Stepping beyond just the bailout, the potential scope of the federal government involvement in the economy is staggering. If you take the maximum taxpayer risk in all the support provided to the financial system – TARP, Federal Reserve lending , Federal Deposit Insurance Commission, and other agencies – you reach a staggering number – $23.7 trillion. To be sure this is a beyond worst case number that assumes each entity taps every dime possible under the various programs and that taxpayers receive no value for assets purchased, but it is also a statement as to the size of the pile of chips the government has pushed into the pot. To date SIGTARP reports the aggregate level of support has been $4.7 trillion – $1 trillion more than the annual federal budget.
Unfortunately for taxpayers, we're still in the dark about our balance sheet. Special Inspector General for TARP, Neil Barofsky, testified to Congress that, Treasury “has repeatedly failed to adopt recommendations that … are essential to providing basic transparency” in TARP. He listed several recommendations ranging from reporting on the valuation of the assets in the TARP portfolio to requiring banks to report how they are actually using funds.
SIGTARP has put its money where its mouth is and conducted an audit of more than 360 banks that received a total of as much as $200 billion in bailout funds. Treasury argued that because money is fungible it is impossible to figure out where the additional money has gone. Working with the banks, however, SIGTARP documented that more than 80 percent of the respondents said the funds enabled them to continue or to increase lending and more than 40 percent added to their capital reserves to cushion against future losses. Some banks used the funds to pay off other loans, and some even acquired other financial institutions. Obviously there are limitations on the study. For instance, banks were self-reporting and weren't required to specify how much money was spent on increased lending. But no matter, Treasury is still firmly against providing this data.

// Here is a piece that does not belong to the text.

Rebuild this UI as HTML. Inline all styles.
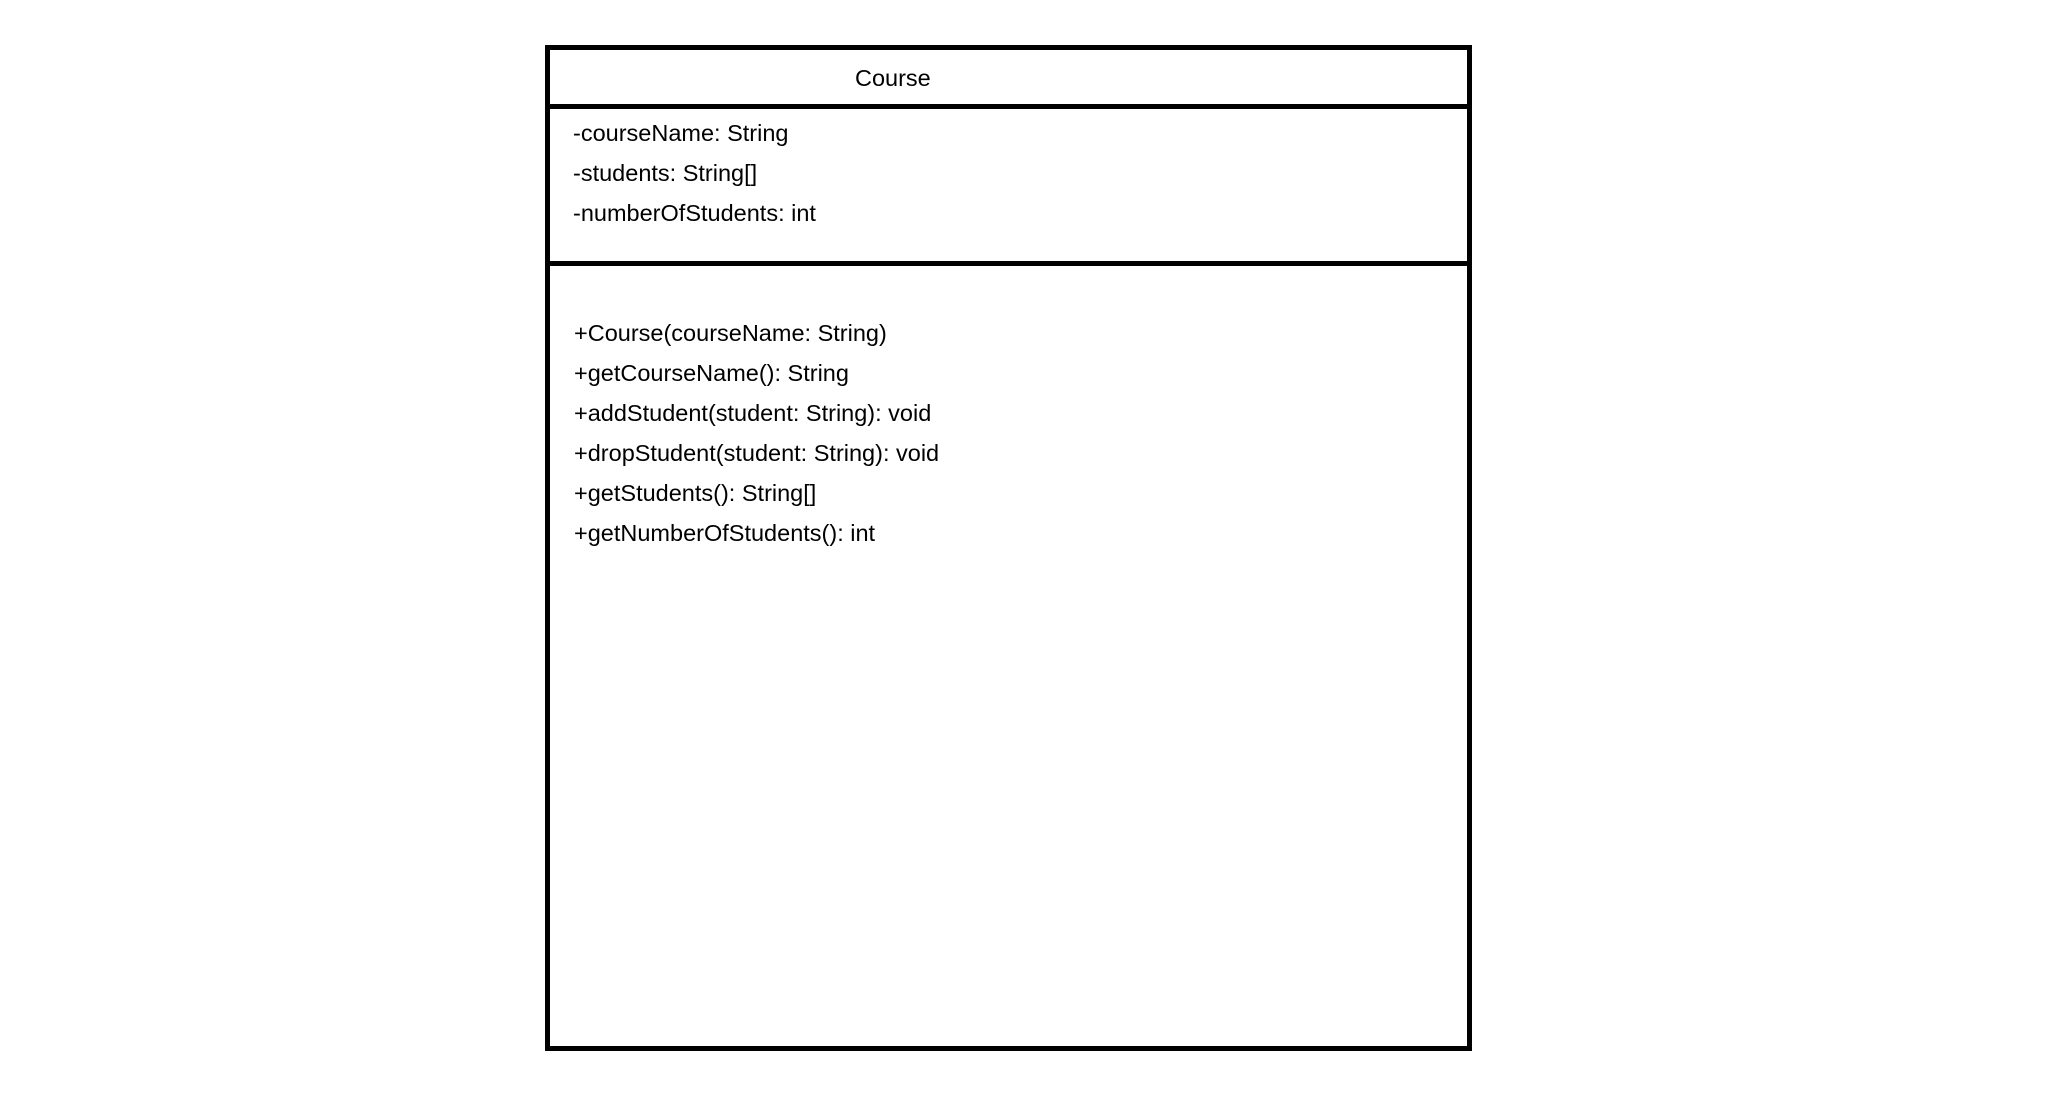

Barofsky also pointed to another troubling possibility. One of the myriad TARP programs is the Public-Private Investment Fund (PPIF), where Treasury has hired managers to purchase illiquid securities. SIGTARP is arguing that the firms conducting this activity must erect firewalls between the PPIF mangers and those working on the private side of these same firms to prevent any insider trading or advantage for the lucky few firms managing the PPIF portfolios. In addition, SIGTARP argues that information on holdings, trading activity, and asset valuation should be disclosed. They argue that failure to do this puts the public’s “fragile trust” in Treasury and the government at risk.

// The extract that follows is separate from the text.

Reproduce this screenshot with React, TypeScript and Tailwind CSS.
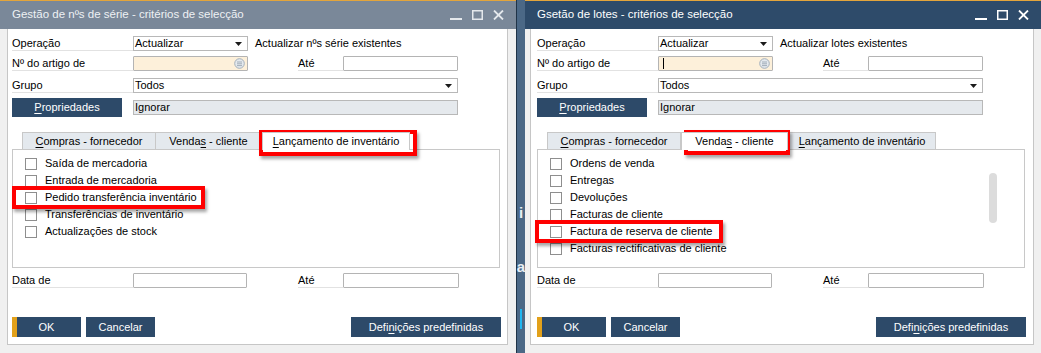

Since its inception, Treasury has promised to run TARP “with the highest degree of accountability and transparency possible.” Well, it is pretty clear to us, and anyone reading the SIGTARP report, that much more accountability and transparency is possible.
In testimony, Barofsky argued, “Treasury’s default position should always be to require more disclosure rather than less and to provide the investors in TARP — the American taxpayers — as much information about what is being done with their money as possible.” We couldn’t agree more. It’s time for Treasury and TARP to grow up and level with the public.